The film is two stories: one it’s about landing on the moon and the other is about someone who needed to go to the moon in order to land on earth. Neil was going through a lot emotionally at the time of these missions and there was a private journey that he was on as well as (the space flight).
What kind of research did you do as part of your preparations for the role?
When I first went to NASA and I was given a tour by one of the astronauts that had just come back from the space station. He was talking about the perspective that being in space gives you and to see the world floating in the vastness of it. It’s scary but it gives you an incredible perspective on your life. It’s amazing because you get home and three days later you’re still honking at people in traffic and getting back to the problems of everyday life. It’s a perspective that’s really hard to hang onto.
Did you meet with members of Armstrong’s family (Neil Armstrong died in 2012 at age 82 – ED)?
The sons of Neil Armstrong helped me a lot, and I got to know his (second) wife (Carol), whose role in history is very important. NASA opened the door, I visited her museum dedicated to Armstrong.
Was it gratifying to get another chance at working with Damien Chazelle again after your highly successful work together on La La Land?
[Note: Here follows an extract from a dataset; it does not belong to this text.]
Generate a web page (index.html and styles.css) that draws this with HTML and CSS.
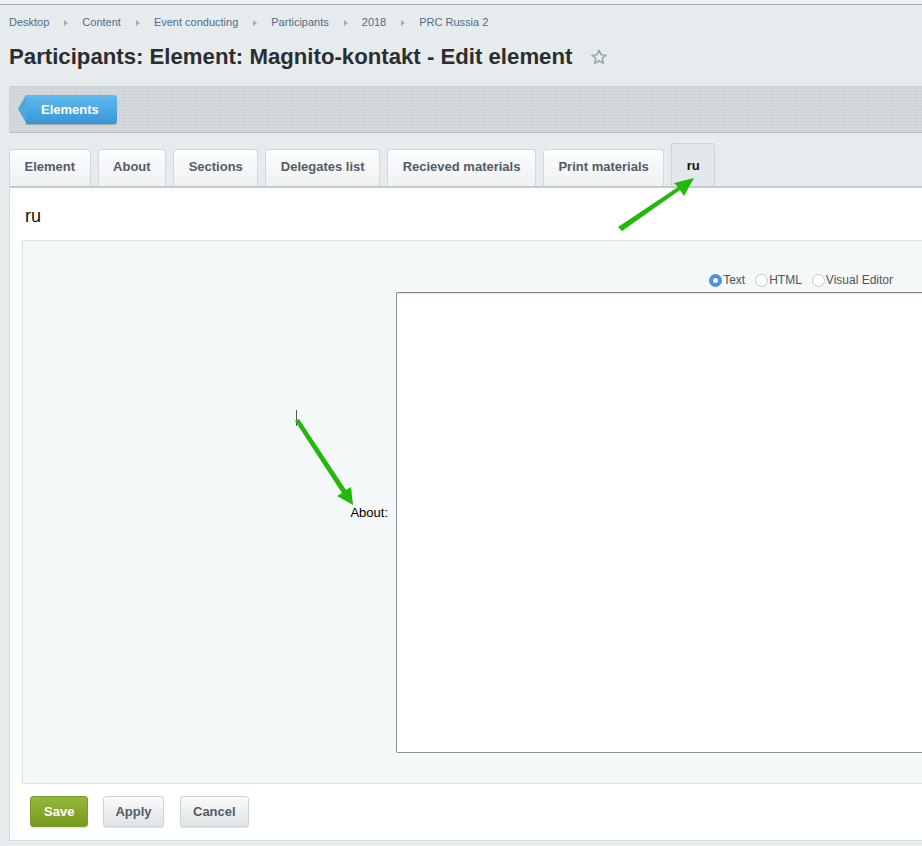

Damien is half Canadian and this helps. (Laughs) The two films I’ve shot with him are the kind of spectacular works we all want to see in the movie theatres. I think Damien has strong instincts, he knows what people want, and he has a special gift for the cinema. It was nice to get back to work and dive into something that is just as vast as this – there was so much for us to immerse ourselves in and it was a fascinating process to get to go to NASA and get to meet with people who were involved in these missions, to get to see what NASA is working on now and what they were working on then and spend time with Neil’s family was an incredible opportunity.
Apparently, though, you’re not a big fan of the kind of training you underwent in giant centrifuges and other machines which simulate some of the conditions of takeoff and the kinds of g-forces Armstrong and astronauts face?
No…I also thought it was important for my character to learn the ABCs of flying so I thought that what I needed to do was learn how to fly. Neil could fly before he could drive. But not too long into my flight lessons the instructor asked me to take the plane into a controlled stall, and I thought “This is a terrible idea.” This was when I understood that there was a reason why Neil Armstrong became a great astronaut and why I did not… There was something very different about him and a lot of other astronauts. It also requires a certain breed of person to get into a plane (referring to Armstrong’s experience as a test pilot – ED) that has never been flown before and push it to its breaking point for the sole purpose of furthering our knowledge of aeronautics.
How do you think you would have handled that kind of risk?
I wouldn’t! (Smiles)…I realized very early on that I was very different from Neil in that way. (laughs) I can’t imagine the risks that they took to accomplish these missions and the sacrifices they made and that their families had to make as well. It’s such a singular experience and hard to relate to, really.
When you were a young boy growing up in Canada, did you dream of becoming an astronaut?
I don’t want to bring down the room but I grew up post-Challenger (the explosion of the Challenger Space Shuttle in January, 1986 which killed all seven astronauts – ED) and there was always a sense of sadness around space exploration and around human space flight. That accident happened when I was very young and it was always very fresh in my mind… An when the subject did come up it had an inappropriate sense of melancholy around it. That’s very different from the experience of people growing up in the 60s where these astronauts were making the impossible seem possible. The fact is that, as Damien Chazelle says, space adventure no longer has any iconic value for our generation. It’s not even an adventure anymore and children aren’t dreaming of becoming astronauts anymore.
One of the most poignant moments in the film comes when Neil, at his wife’s insistence, is explaining the risks involved as he is about to leave on the moon mission?
Yeah, that was a hard scene to do. It’s hard to imagine. Certainly being a father myself, which I think is the greatest privilege in your life, the idea of going to work is hard anyway for a parent. But imagine leaving the planet for the day – it’s hard to fathom and a lot of pressure on the family as well.
Some people today are signing up for missions to go into orbit which are being planned in the near future. Would you ever want to go into space?
No, you couldn’t pay me to go to Mars!